De esta rara deriva de las redes en todo el mundo ha emergido lo que Daniel Innerarity llama "la sociedad exasperada" (Política para perplejos, Debate, 2018), donde conviven grandes dosis de malestar y rabia con una ansiedad sin objeto definido. No pocos intelectuales se han vuelto tecnopesimistas, porque en este ambiente abunda el rechazo a la democracia y vibra la erosión de la convivencia política. Allí nació la idea de la "crisis de la democracia liberal", con el implícito de que carece de sentido elegir representantes si uno se puede representar a sí mismo. La vieja "democracia directa" parecería haber encontrado una nueva instancia de sobrevida.
Esto se vuelve algo más inteligible si se tiene en cuenta lo que dice Alessandro Baricco en The Game (Anagrama, 2019): que la revolución digital nació de la contracultura californiana que quería eliminar el orden del siglo XX. Nació, en otras palabras, en contra del orden liberal, de sus instituciones, incluso de su economía. Lleva en su ADN la molécula de una rebelión informe.

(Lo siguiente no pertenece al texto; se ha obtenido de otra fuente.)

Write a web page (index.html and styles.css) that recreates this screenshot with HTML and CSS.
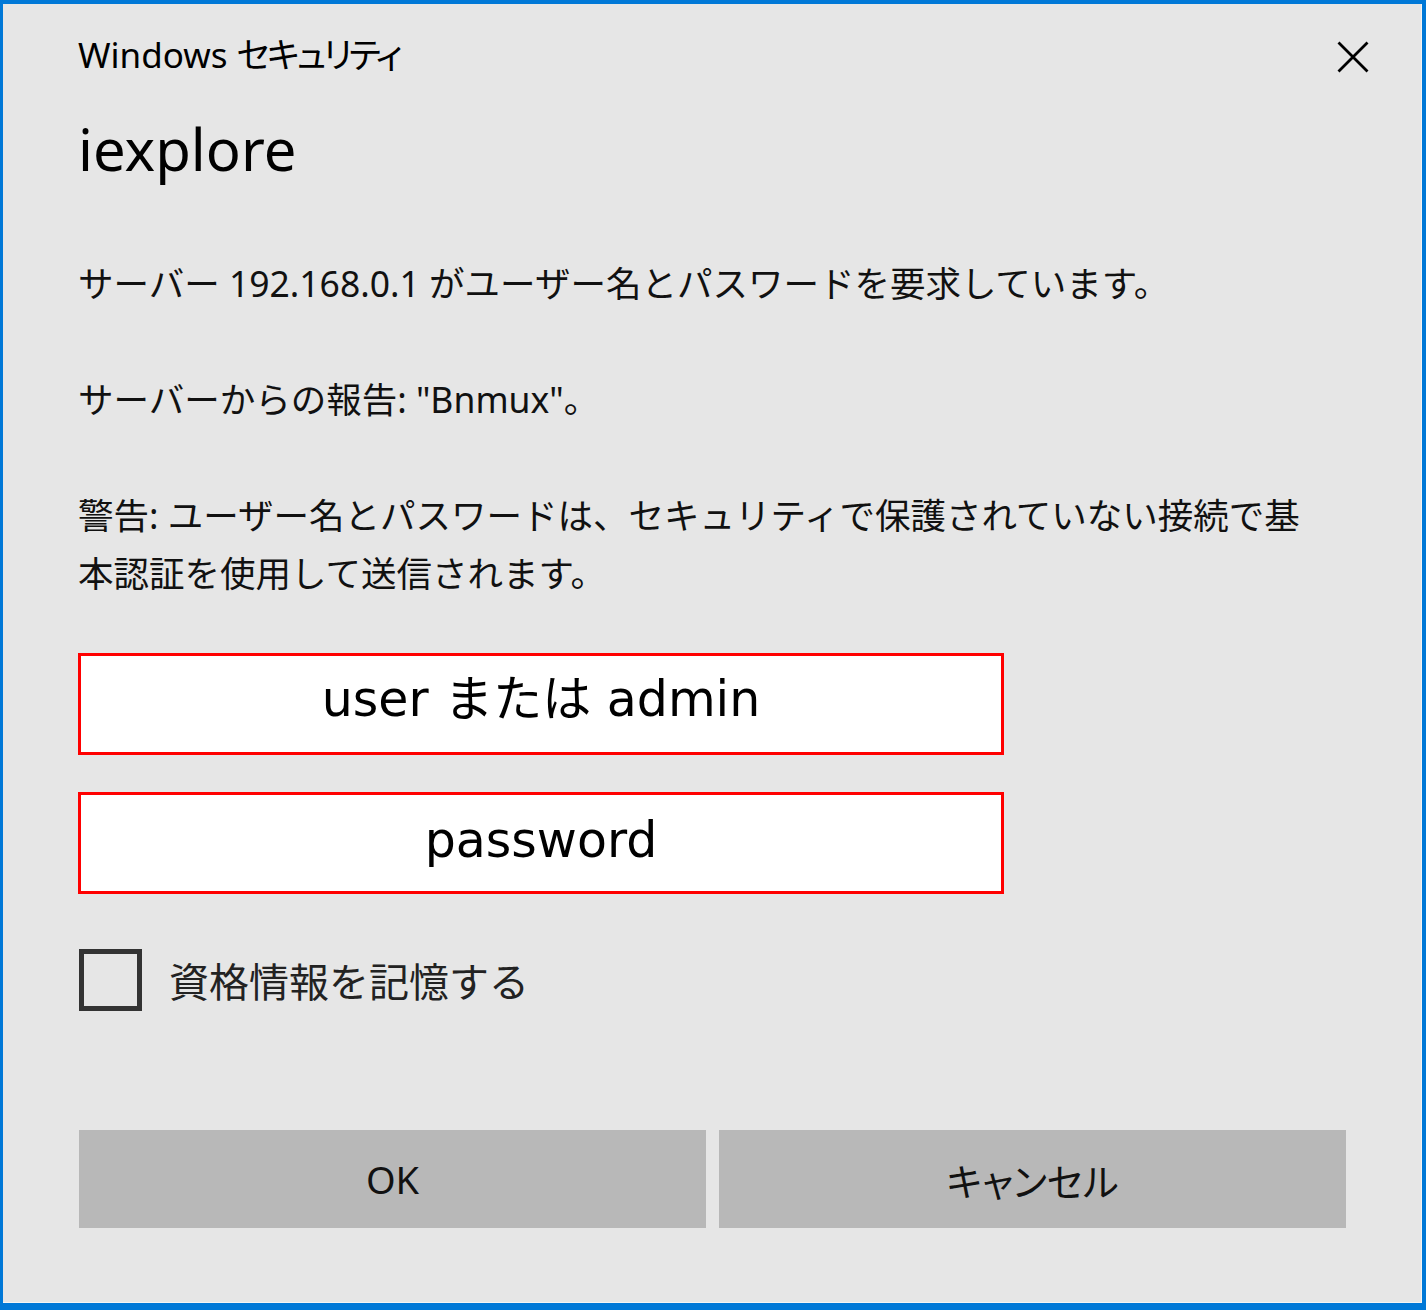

Esa molécula contiene también una inevitable insurrección contra los hechos. Las redes, como el movimiento, no creen que sus acciones pueden lesionar otros derechos; ni que tengan efectos económicos negativos. Esas son patrañas de viejos. Solo creen en sí mismos. Y en aparecer, no en las noticias, sino en YouTube o Instagram, donde todo sea validado por muchos likes. Si no se habla en la TV, solo se confirma que la TV miente.
El movimiento funciona con dos certezas: ser dueño de la verdad (la justicia, los derechos humanos, la libertad) y tener sensación de mayoría. Si no tiene apoyo de muchos, flaquea. Si se siente minoritario, se desmorona. Sigue la corriente: apoya lo que es popular, deja lo que no lo es. Por eso no le importa ni un pepino el Congreso. Por eso tiene cierta aversión a votar. No soporta ser menos.
El movimiento, como las redes, sigue una lógica de ola, de cresta y valle. Entonces, ¿volverá en marzo? Ni el movimiento, ni los partidos que tratan de surfear en él, lo saben. Desde luego, no son esos partidos los que más entienden al movimiento. Quienes se aproximan mejor están en contra de ellos y de los otros. Son muchos y pocos al mismo tiempo, porque dependen de estar enchufados. Eso ya lo saben regímenes autoritarios que aplican apagones electrónicos cuando hay amenaza de conmoción; y lo han estado estudiando gobiernos europeos, por si el cerebro llega a tener un controlador.
El movimiento quiso Navidad y Año Nuevo en paz. ¿Por qué? ¿Porque buscó un momento de solaz? ¿O porque otra cosa sería impopular? Toca verano, tocan vacaciones. ¿Y después? Nadie lo sabe: ni el movimiento, que no ha comprado el futuro, ni su propio futuro, igual que nadie.